Hundreds of years ago, before Etienne Brule scouted this area for Samuel de Champlain, Ojibwe people called this lake home. In fact, archaeological studies have found that this area was occupied by native peoples for about 9400 years before the arrival of the first Europeans. These Natives were a nomadic people who were expert traders, trappers, and hunters. Usually they summered in various villages around the shores of Lake Nipissing. These Natives hunted and travelled through a wide area that also included the Great Lakes.

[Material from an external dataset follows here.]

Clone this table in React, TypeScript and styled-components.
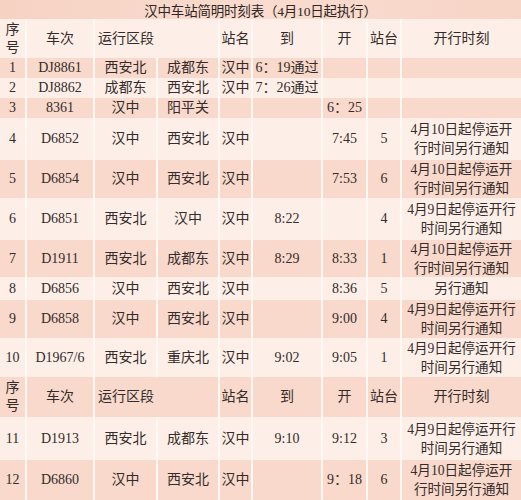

Lake Nipissing was probably referred to by early Natives as ‘N’bisiing’ or ‘little water’ because of the size of this lake in comparison to the Great Lakes. In Algonquin, (the linguistic group of the Ojibwe), ‘N’bisiing’ comes from ‘Nbi’ meaning ‘water’ and ‘siing’ meaning ‘little.’ When early scouts and voyageurs heard the Natives call the lake ‘N’bisiing,’ most likely these scouts and voyageurs started to refer to the Natives as the ‘Nipissings’ meaning ‘people of the little water.’ The name stuck and eventually the lake itself was named ‘Lake Nipissing’ after the ‘N’bissings’ or ‘Nipissings’ (as it was later spelled), the original ‘people of the little water.’
In 1647, after brutal battles with the invading Iroquois, the Nipissings left the area and did not return to Lake Nipissing until 1670. In 1850, as part of the Robinson Huron Treaty,the Nipissings retained the northern shores of Lake Nipissing.